Trata-se, antes de tudo, de uma regra de bom senso; de um ponto de vista objetivo, ninguém pode ser contra: a administração pública tem obrigação de se pautar, de fato, pelo comedimento e pela responsabilidade fiscal. Então, é uma prática justa e respeitosa com o dinheiro público; de certo modo, um procedimento óbvio e banal que, no entanto, no Brasil, precisou constar da Constituição.
Impedido — ou incapaz, não importa — de fazer sua parte no controle dos gastos, é exatamente isto o que o governo do presidente Michel Temer pretende mudar.
Não custa lembrar que foi Michel Temer quem, ao assumir o lugar de Dilma Rousseff, concedeu aumentos ao funcionalismo; foi o presidente quem aceitou renegociações de dívidas (REFIS para todos os gostos), liberou emendas a granel e no atacado para manter o mandato; concedeu privilégios a bancadas setoriais, capitulou diante do interesse de estados e municípios, evitou o quanto pôde enfrentar corporações na questão previdenciária — o faz somente agora, de modo oblíquo e desesperado, quando já parece tarde.
Foi Temer quem, ao contrário das expectativas de sua equipe econômica, se acomodou às pressões do Legislativo, mesmo antes do Joesley Day. Foi a área política de seu Governo — fisiológica, assustada e fraca — que desconstruiu, aos poucos e sistematicamente, as regras e os cuidados fiscais que ofereciam como alternativa à Dilma, derretendo, assim, o ouro da credibilidade prometida.
Isto tudo posto sobre a mesa, é claro que que a eliminação da "regra de ouro" acaba por ser natural, caminho previsível diante de trajetória errante. Não traz surpresas.

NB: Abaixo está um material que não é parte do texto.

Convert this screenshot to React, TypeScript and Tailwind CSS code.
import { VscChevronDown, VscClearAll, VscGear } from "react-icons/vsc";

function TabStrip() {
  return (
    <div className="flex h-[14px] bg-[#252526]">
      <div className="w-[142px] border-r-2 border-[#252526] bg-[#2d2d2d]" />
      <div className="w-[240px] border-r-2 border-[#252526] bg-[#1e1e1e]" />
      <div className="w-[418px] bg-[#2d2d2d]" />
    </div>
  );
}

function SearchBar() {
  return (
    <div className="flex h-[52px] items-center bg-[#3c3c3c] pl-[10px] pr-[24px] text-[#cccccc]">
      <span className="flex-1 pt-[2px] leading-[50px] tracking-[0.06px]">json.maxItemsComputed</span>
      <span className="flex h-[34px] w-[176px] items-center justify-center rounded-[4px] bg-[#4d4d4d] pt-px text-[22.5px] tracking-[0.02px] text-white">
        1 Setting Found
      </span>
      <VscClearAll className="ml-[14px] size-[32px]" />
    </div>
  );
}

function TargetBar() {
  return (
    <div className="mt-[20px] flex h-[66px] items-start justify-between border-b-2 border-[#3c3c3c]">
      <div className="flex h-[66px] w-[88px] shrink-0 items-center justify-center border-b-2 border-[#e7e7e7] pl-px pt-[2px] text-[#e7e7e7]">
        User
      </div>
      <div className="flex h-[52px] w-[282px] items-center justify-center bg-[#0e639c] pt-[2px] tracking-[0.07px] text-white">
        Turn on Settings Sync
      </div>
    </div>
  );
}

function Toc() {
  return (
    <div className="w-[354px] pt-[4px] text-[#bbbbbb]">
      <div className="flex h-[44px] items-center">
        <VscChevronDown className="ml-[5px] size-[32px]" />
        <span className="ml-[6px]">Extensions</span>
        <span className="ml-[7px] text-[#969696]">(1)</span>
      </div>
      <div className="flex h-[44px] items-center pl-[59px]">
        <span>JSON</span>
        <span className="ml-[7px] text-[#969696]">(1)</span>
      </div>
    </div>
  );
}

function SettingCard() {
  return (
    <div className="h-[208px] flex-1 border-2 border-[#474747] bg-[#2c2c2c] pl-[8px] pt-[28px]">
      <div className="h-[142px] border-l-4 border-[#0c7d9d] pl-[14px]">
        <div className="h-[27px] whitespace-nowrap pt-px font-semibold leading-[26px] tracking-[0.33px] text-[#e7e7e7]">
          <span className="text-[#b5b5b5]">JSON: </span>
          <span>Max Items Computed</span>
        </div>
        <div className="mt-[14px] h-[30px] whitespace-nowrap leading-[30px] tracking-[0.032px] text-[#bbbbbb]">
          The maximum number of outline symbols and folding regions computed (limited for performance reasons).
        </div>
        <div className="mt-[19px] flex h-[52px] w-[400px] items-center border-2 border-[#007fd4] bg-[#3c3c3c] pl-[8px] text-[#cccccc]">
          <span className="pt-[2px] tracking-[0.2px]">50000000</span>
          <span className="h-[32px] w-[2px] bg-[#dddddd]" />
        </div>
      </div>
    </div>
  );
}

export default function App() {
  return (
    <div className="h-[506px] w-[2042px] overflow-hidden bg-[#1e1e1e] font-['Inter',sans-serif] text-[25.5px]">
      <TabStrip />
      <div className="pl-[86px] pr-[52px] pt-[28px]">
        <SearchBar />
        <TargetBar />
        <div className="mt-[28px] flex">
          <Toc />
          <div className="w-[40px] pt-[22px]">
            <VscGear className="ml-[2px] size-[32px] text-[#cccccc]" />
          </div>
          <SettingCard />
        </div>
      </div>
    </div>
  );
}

Contudo, implicará em sobressaltos na economia; afinal, quem pode dar cavalos-de-pau desse tipo, pode muito bem ultrapassar outros limites. Mudanças assim, elevam a insegurança em relação às regras, às instituições e à credibilidade dos atores, tornando tudo muito mais instável, por incerto e inseguro.

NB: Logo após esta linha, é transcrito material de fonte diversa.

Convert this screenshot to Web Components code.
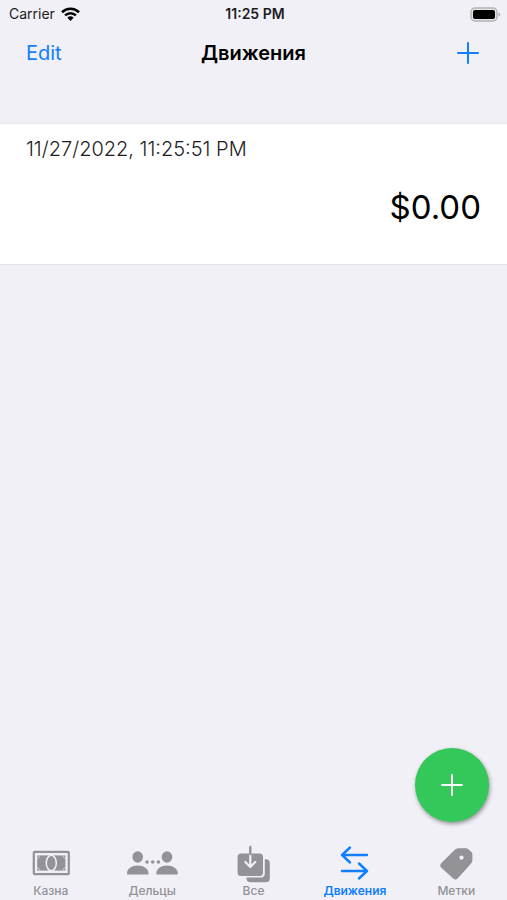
<!DOCTYPE html>
<html lang="ru">
<head>
<meta charset="utf-8">
<meta name="viewport" content="width=device-width, initial-scale=1">
<title>Движения</title>
<style>
html, body {
    height: 100%;
    margin: 0;
}
body {
    font-family: Inter, "Liberation Sans", sans-serif;
    background: #f1f0f6;
    color: #000;
    --azul: #0f7fff;
    --gris: #929297;
    --verde: #34c759;
}
</style>
</head>
<body>
<app-movimientos></app-movimientos>

<script>
class barraEstado extends HTMLElement {
    constructor() {
        super();
        this.attachShadow({ mode: "open" });
        this.shadowRoot.innerHTML = `
        <style>
        :host {
            display: grid;
            grid-template-columns: 1fr auto 1fr;
            align-items: center;
            height: 28px;
            padding: 0 6px 0 9px;
            font-size: 14px;
            line-height: 20px;
            color: #1c1c1e;
        }
        .operador {
            display: flex;
            align-items: center;
            gap: 6px;
        }
        .hora {
            font-weight: 600;
        }
        .bateria {
            justify-self: end;
        }
        svg {
            display: block;
        }
        </style>
        <div class="operador">
            <span><slot name="operador"></slot></span>
            <svg width="19" height="14" viewBox="0 0 19 14" fill="none" stroke="#000" stroke-width="2.6">
                <path d="M1 5.2a12.2 12.2 0 0 1 17 0"/>
                <path d="M4.1 8.4a7.8 7.8 0 0 1 10.8 0"/>
                <path d="M9.5 14 6.4 10.8a4.5 4.5 0 0 1 6.2 0z" fill="#000" stroke="none"/>
            </svg>
        </div>
        <span class="hora"><slot name="hora"></slot></span>
        <svg class="bateria" width="31" height="15" viewBox="0 0 31 15">
            <rect x="1" y="1" width="26" height="13" rx="4" fill="#e4e4e8" stroke="#b4b4b8" stroke-width="1.5"/>
            <rect x="3" y="3" width="22" height="9" rx="2" fill="#000"/>
            <path d="M28.5 5.5q2 .6 2 2t-2 2z" fill="#b4b4b8"/>
        </svg>
        `;
    }
}
customElements.define("barra-estado", barraEstado);

class barraNavegacion extends HTMLElement {
    constructor() {
        super();
        this.attachShadow({ mode: "open" });
        this.shadowRoot.innerHTML = `
        <style>
        :host {
            display: grid;
            grid-template-columns: 1fr auto 1fr;
            align-items: center;
            height: 50px;
            padding: 0 26px;
        }
        button {
            justify-self: start;
            padding: 0;
            border: 0;
            background: none;
            color: var(--azul);
            font: inherit;
            font-size: 20px;
            line-height: 24px;
        }
        .agregar {
            justify-self: end;
        }
        h1 {
            margin: 0;
            font-size: 20px;
            font-weight: 600;
            line-height: 24px;
        }
        svg {
            display: block;
        }
        </style>
        <button type="button"><slot name="editar"></slot></button>
        <h1><slot></slot></h1>
        <button type="button" class="agregar" aria-label="Добавить">
            <svg width="26" height="24" viewBox="0 0 26 24" fill="none" stroke="currentColor" stroke-width="2" stroke-linecap="round">
                <path d="M13 2v20M3 12h20"/>
            </svg>
        </button>
        `;
    }
}
customElements.define("barra-navegacion", barraNavegacion);

class filaMovimiento extends HTMLElement {
    constructor() {
        super();
        this.attachShadow({ mode: "open" });
        this.shadowRoot.innerHTML = `
        <style>
        :host {
            display: flex;
            flex-direction: column;
            gap: 24px;
            padding: 13px 26px 35px;
            border-top: 1px solid #e9e9ed;
            border-bottom: 1px solid #e4e4e8;
            background: #fff;
        }
        .fecha {
            font-size: 20px;
            font-weight: 300;
            line-height: 24px;
            color: #1c1c1e;
        }
        .monto {
            align-self: flex-end;
            font-size: 33px;
            line-height: 44px;
        }
        </style>
        <span class="fecha"><slot name="fecha"></slot></span>
        <span class="monto"><slot name="monto"></slot></span>
        `;
    }
}
customElements.define("fila-movimiento", filaMovimiento);

class botonFlotante extends HTMLElement {
    constructor() {
        super();
        this.attachShadow({ mode: "open" });
        this.shadowRoot.innerHTML = `
        <style>
        :host {
            display: block;
        }
        button {
            display: flex;
            align-items: center;
            justify-content: center;
            width: 74px;
            height: 74px;
            padding: 0;
            border: 0;
            border-radius: 50%;
            background: var(--verde);
            box-shadow: 1px 2px 4px rgba(0, 0, 0, 0.4);
        }
        </style>
        <button type="button" aria-label="Новое движение">
            <svg width="24" height="24" viewBox="0 0 24 24" fill="none" stroke="#fff" stroke-width="2" stroke-linecap="round">
                <path d="M12 2v20M2 12h20"/>
            </svg>
        </button>
        `;
    }
}
customElements.define("boton-flotante", botonFlotante);

const iconos = {
    billete: `
        <rect x="10.8" y="6.8" width="35" height="22.4" rx="1" fill="none" stroke="currentColor" stroke-width="2.2"/>
        <rect x="14.2" y="10.4" width="28.2" height="15.2" fill="currentColor"/>
        <ellipse cx="28.3" cy="18" rx="5" ry="7.8" fill="currentColor" stroke="#f1f0f6" stroke-width="1.5"/>
        <path d="M14 13.500q2.400-.4 2.800-3.200M42.600 13.500q-2.400-.4-2.800-3.200M14 22.500q2.400.4 2.800 3.200M42.600 22.500q-2.400.4-2.800 3.200" fill="none" stroke="#f1f0f6" stroke-width=".6"/>`,
    personas: `
        <g fill="currentColor">
            <ellipse cx="13.7" cy="12" rx="5.3" ry="5.8"/>
            <path d="M3.5 29.500q-.5 0-.5-1.500c0-4 4.800-7.500 10.700-7.500S24.500 24 24.500 28q0 1.500-.5 1.500z"/>
            <ellipse cx="43" cy="12" rx="5.3" ry="5.8"/>
            <path d="M32.800 29.500q-.5 0-.5-1.500c0-4 4.800-7.500 10.700-7.500S53.800 24 53.800 28q0 1.500-.5 1.500z"/>
            <circle cx="23" cy="17" r="1.800"/>
            <circle cx="28.700" cy="17" r="1.800"/>
            <circle cx="34.400" cy="17" r="1.800"/>
        </g>`,
    todo: `
        <path fill="currentColor" d="M38.800 14.200h1a4 4 0 0 1 4 4v15a4 4 0 0 1-4 4H24.500a4 4 0 0 1-4-4v-.6h14.300a4 4 0 0 0 4-4z"/>
        <rect x="11.6" y="8.6" width="25.400" height="22.400" rx="3.5" fill="currentColor"/>
        <path d="M24.300 9v12M19.300 17l5 5 5-5" fill="none" stroke="#f1f0f6" stroke-width="2.200" stroke-linecap="round" stroke-linejoin="round"/>
        <path d="M24.300 2v7" fill="none" stroke="currentColor" stroke-width="2.400" stroke-linecap="round"/>`,
    flechas: `
        <g fill="none" stroke="currentColor" stroke-width="2.400" stroke-linecap="round" stroke-linejoin="round">
            <path d="M40 10H15M23 2.500 15 10l8 7.500"/>
            <path d="M15 26h25M32 18.500l8 7.500-8 7.500"/>
        </g>`,
    etiqueta: `
        <path fill="currentColor" fill-rule="evenodd" d="M30.500 3.200h7.300q1.400 0 2.400.9l3.200 3q1 1 1 2.400v5.800q0 1.800-1.300 3.100L29.600 33.500q-2.200 2-4.400 0L13.400 22.800q-2.200-2.200-.2-4.500L26.500 4.900q1.700-1.700 4-1.700zM33.500 10.500a2.100 2.100 0 1 0 .01 0z"/>`
};

class pestanaMenu extends HTMLElement {
    constructor() {
        super();
        this.attachShadow({ mode: "open" });
        this.shadowRoot.innerHTML = `
        <style>
        :host {
            display: block;
            flex: 1 1 0;
            min-width: 0;
            color: var(--gris);
        }
        :host([activa]) {
            color: var(--azul);
        }
        a {
            display: flex;
            flex-direction: column;
            align-items: center;
            color: inherit;
            text-decoration: none;
            font-size: 12px;
            font-weight: 500;
            line-height: 14px;
        }
        :host([activa]) a {
            font-weight: 600;
        }
        svg {
            display: block;
        }
        </style>
        <a href="#">
            <svg width="56" height="39" viewBox="0 0 56 39" aria-hidden="true"></svg>
            <span><slot></slot></span>
        </a>
        `;
    }
    connectedCallback() {
        this._svg = this.shadowRoot.querySelector("svg");
        this._svg.innerHTML = iconos[this.getAttribute("icono")];
        if (this.hasAttribute("activa")) {
            this.shadowRoot.querySelector("a").setAttribute("aria-current", "page");
        }
    }
}
customElements.define("pestana-menu", pestanaMenu);

class barraPestanas extends HTMLElement {
    constructor() {
        super();
        this.attachShadow({ mode: "open" });
        this.shadowRoot.innerHTML = `
        <style>
        :host {
            display: block;
        }
        nav {
            display: flex;
            padding: 0 0 2px;
        }
        </style>
        <nav><slot></slot></nav>
        `;
    }
}
customElements.define("barra-pestanas", barraPestanas);

class appMovimientos extends HTMLElement {
    constructor() {
        super();
        this.attachShadow({ mode: "open" });
        this.shadowRoot.innerHTML = `
        <style>
        :host {
            display: flex;
            flex-direction: column;
            min-height: 100%;
        }
        main {
            flex: 1;
            display: flex;
            flex-direction: column;
            justify-content: space-between;
            padding: 45px 0 23px;
        }
        boton-flotante {
            align-self: flex-end;
            margin-right: 18px;
        }
        </style>
        <barra-estado>
            <span slot="operador">Carrier</span>
            <span slot="hora">11:25 PM</span>
        </barra-estado>
        <barra-navegacion>
            <span slot="editar">Edit</span>
            Движения
        </barra-navegacion>
        <main>
            <fila-movimiento>
                <span slot="fecha">11/27/2022, 11:25:51 PM</span>
                <span slot="monto">$0.00</span>
            </fila-movimiento>
            <boton-flotante></boton-flotante>
        </main>
        <barra-pestanas>
            <pestana-menu icono="billete">Казна</pestana-menu>
            <pestana-menu icono="personas">Дельцы</pestana-menu>
            <pestana-menu icono="todo">Все</pestana-menu>
            <pestana-menu icono="flechas" activa>Движения</pestana-menu>
            <pestana-menu icono="etiqueta">Метки</pestana-menu>
        </barra-pestanas>
        `;
    }
}
customElements.define("app-movimientos", appMovimientos);
</script>
</body>
</html>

Quem, num ambiente destes, comprometeria recursos desconfiando que tudo pode, de repente, mudar ao sabor das conveniências políticas, onde governos não ajustam às regras ou, antes, conciliam interesses com corporações e as alteram?
Quadro como este só faz sentido mesmo no campo da política brasileira, pois sua regra de ouro é bem outra. Para a maioria dos políticos, manter o poder e, se possível, ampliá-lo é, este sim, o fundamento básico que de qualquer cartilha. Tanto mais quando — e este é o caso — a situação implica, acima de tudo, salvar a própria pele, preservar o pescoço, escapando de processos na Justiça e, até, da possível cana dura.
Dizem que os cães lambem a própria virilha pelo mais básico e elementar princípio da anatomia: eles o fazem simplesmente porque podem, porque é possível. De modo que fazer ou não, obedecer ou não, em política, não depende apenas de regras ou critérios abstratos de bom senso; dependem, antes, de poder ou não poder. E Michel Temer, ao contrário de sua antecessora eleita, pode.
Possui condições mais favoráveis para desviar-se de qualquer boa prática definida pela lógica econômica: o mercado financeiro lhe é mais condescendente, a ortodoxia econômica mais amigável e tolerante, os tribunais menos rigorosos, o Parlamento mais aberto à "negociação", a sociedade mais apática. Tudo dá ao governo Temer a elasticidade dos cães, mencionada no exemplo acima. Faz porque pode.
Somente os custos de reputação de sua equipe econômica poderão conter esse processo. Fora disto, estaremos no campo do "Poder" — na língua portuguesa, verbo e substantivo. O Poder, a dor e delícia da política; é eloquente, fala e cala por si. Interessante constatar como o governo Temer é, paradoxalmente, fraco e poderoso. Fraco, por sua fragilidade intrínseca, sua impopularidade explícita; poderoso por conta da condescendência de atores econômicos; da permissividade que lhe é garantida pela perplexidade da crise. Que mais dizer?
Nada mais. "Biquínis e mensagens devem ser curtos para aguçar o interesse e longos o suficiente para cobrir o objeto" (Carlos Heitor Cony). É isso aí: o que não está à mostra fica na imaginação.
Carlos Melo, cientista político. Professor do Insper.